Senior, Cloud Ops

Forterro•Ashburn, VA

12d

About The Position

We are looking for a Site Reliability Engineer to join our international Cloud Operations team. In this role, you will help design, deploy, and operate our customer‑facing SaaS platforms, ensuring high availability, strong performance, and a high level of automation across multiple product lines.

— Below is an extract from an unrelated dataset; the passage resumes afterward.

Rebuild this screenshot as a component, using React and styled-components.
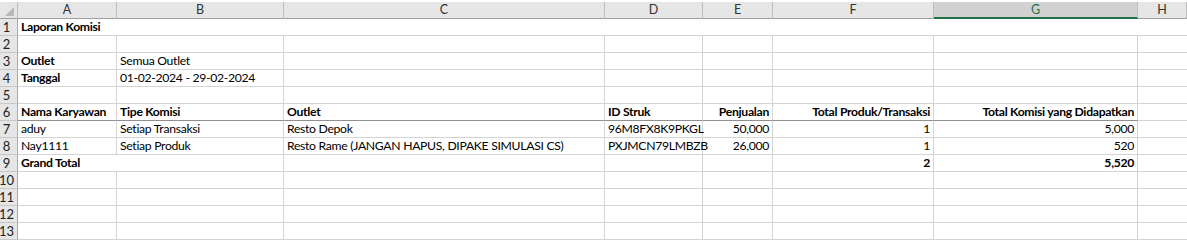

Working closely with Platform Engineering and Development teams, you will contribute to building scalable architectures, improving reliability practices, and evolving our global cloud environment on AWS. This role requires solid experience in cloud engineering, automation, observability, and modern SRE methodologies.

Requirements

3–7+ years in SRE, DevOps, CloudOps, or cloud engineering roles.
Strong background working with AWS services and SaaS architectures.
Experience managing reliability metrics and applying SRE principles in production environments.
Proficiency with AWS (networking, compute, storage, IAM, multi-account environments).
Strong understanding of containers and Kubernetes (EKS preferred).
Experience with Terraform, Git, CI/CD, ArgoCD, and Infrastructure-as-Code practices.
Scripting skills (Python, Bash/PowerShell, YAML) and experience with tools like Crossplane or Ansible.
Solid experience with observability stacks (Grafana, Prometheus, Loki, Datadog, OpenTelemetry).
Good knowledge of system design, troubleshooting, and performance analysis.
Clear communicator with strong organizational skills.
Ability to simplify complex problems and propose pragmatic solutions.
Comfortable working in cross-functional, international teams.
Familiarity with Agile methodologies.

Responsibilities

You design, deploy, and operate our SaaS platforms on AWS.
You work with Kubernetes, Terraform, Crossplane, and GitOps practices to automate infrastructure, streamline deployments, and improve platform scalability.
You develop and maintain ArgoCD pipelines, reusable automation assets, and contribute to the definition of best practices for cloud delivery.
You establish and manage monitoring and observability across our environments using tools such as Prometheus, Grafana, Loki, OpenTelemetry, and Datadog.
You define and track SLIs/SLOs, manage error budgets, and actively work to improve reliability, resilience, and performance through testing and continuous optimization.
You investigate and resolve system, application, and network issues, ensuring timely recovery and minimal impact.
You participate in the on-call rotation, lead post-incident reviews, and contribute to improving operational processes and troubleshooting practices across teams.
You ensure that platforms adhere to security and compliance standards, support architectural decisions for new workloads, and contribute to AWS cost management efforts using FinOps principles.
You work closely with development, platform, and customer-facing teams, supporting deployments and contributing to cross-team initiatives.
You help maintain documentation, mentor CloudOps engineers, and evaluate technologies that can strengthen our cloud platforms.